Il est vrai que les temps changent. À la cour de Louis XIII, très pieux catholique qui a placé son royaume sous la protection de la Vierge Marie, se convertir à l’Église romaine est préférable si l’on veut rester en faveur. Il faut de plus en plus de force d’âme pour résister aux pressions. Poussé par l’ambition et l’appât du gain, le vieux stratège l’a bien compris même s’il a attendu la toute fin de sa vie pour franchir le pas.
Lesdiguières participe encore à des campagnes militaires et en particulier à celle qui aboutit à la paix de Montpellier en 1622 contre ses anciens coreligionnaires.

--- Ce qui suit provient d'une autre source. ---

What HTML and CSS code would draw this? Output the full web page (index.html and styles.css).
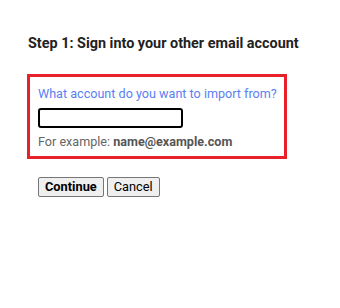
FILE: index.html
```html
<!DOCTYPE html>
<html>
<head>
<meta charset="utf-8">
<link rel="stylesheet" href="styles.css">
</head>
<body>
<div class="page">
  <h1 class="title">Step 1: Sign into your other email account</h1>
  <div class="box">
    <label class="question" for="acct">What account do you want to import from?</label>
    <input class="field" id="acct" type="text">
    <div class="hint">For example: <b>name@example.com</b></div>
  </div>
  <div class="actions">
    <button class="btn btn-primary">Continue</button>
    <button class="btn">Cancel</button>
  </div>
</div>
</body>
</html>
```
FILE: styles.css
```css
html, body {
  margin: 0;
  padding: 0;
  background: #fff;
}
.page {
  padding: 36px 0 0 27px;
  font-family: Roboto, "Liberation Sans", sans-serif;
}
.title {
  margin: 0 0 0 1px;
  font-size: 14.4px;
  line-height: 16px;
  font-weight: bold;
  color: #222;
}
.box {
  margin-top: 22px;
  width: 246px;
  border: 3px solid #e8202a;
  padding: 9px 0 6px 8px;
  display: flex;
  flex-direction: column;
  align-items: flex-start;
}
.question {
  font-size: 12.6px;
  line-height: 16px;
  color: #5a7ff5;
}
.field {
  margin: 6px 0 0 0;
  width: 141px;
  height: 16px;
  padding: 0;
  border: 2px solid #000;
  border-radius: 3px;
  outline: none;
  box-sizing: content-box;
}
.hint {
  margin-top: 6px;
  font-size: 12.6px;
  line-height: 16px;
  color: #666;
}
.hint b {
  color: #555;
}
.actions {
  margin: 18px 0 0 11px;
  display: flex;
  gap: 3px;
}
.btn {
  font-family: Roboto, "Liberation Sans", sans-serif;
  font-size: 12.8px;
  line-height: 16px;
  padding: 1px 6px;
  background: #efefef;
  border: 1px solid #767676;
  border-radius: 2px;
  color: #000;
}
.btn-primary {
  font-weight: bold;
}
```
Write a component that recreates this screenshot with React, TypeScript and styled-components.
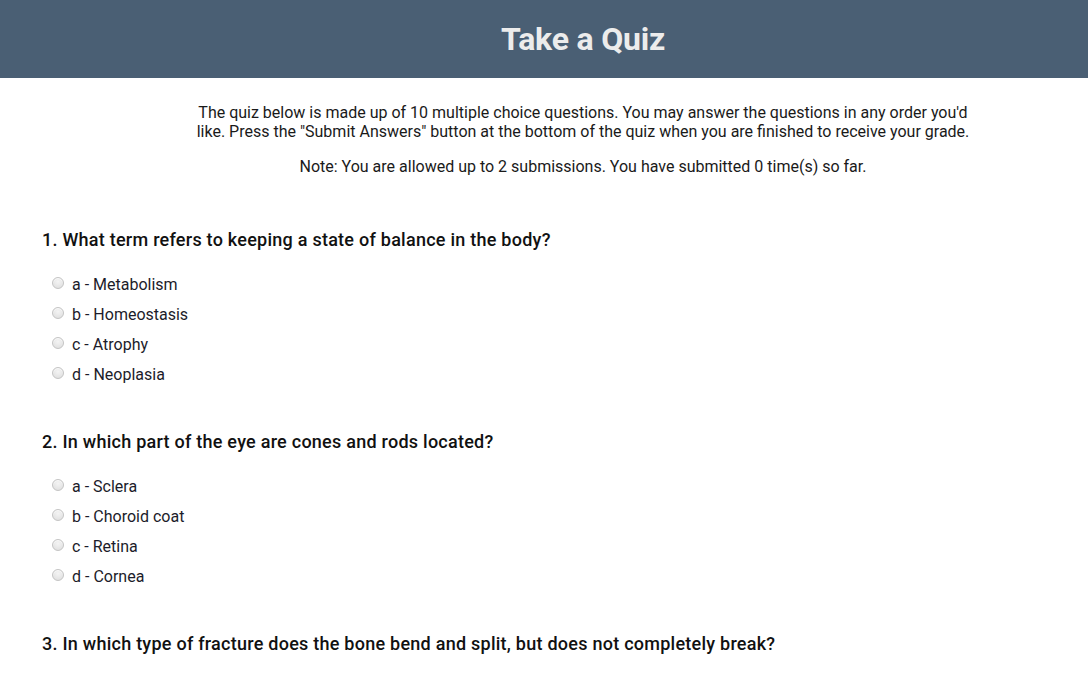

Le roi s’appuie sur ses talents de négociateur pour trouver un accord avec le duc de Rohan. La nouvelle paix, si elle confirme l’édit de Nantes, ordonne la destruction des fortifications de toutes les places fortes protestantes, sauf Montauban et La Rochelle.
Le « rusé renard » comme le qualifiait Henri IV, meurt en 1626 à 83 ans. Son duché, qu’il avait pris soin de faire ériger en « pairie femelle », c’est-à-dire transmissible par les filles, car il n’avait pas de garçon, s’éteindra au début du XVIIIe siècle. Il reste à jamais le dernier connétable de France puisque cette charge ne sera plus jamais confiée à personne.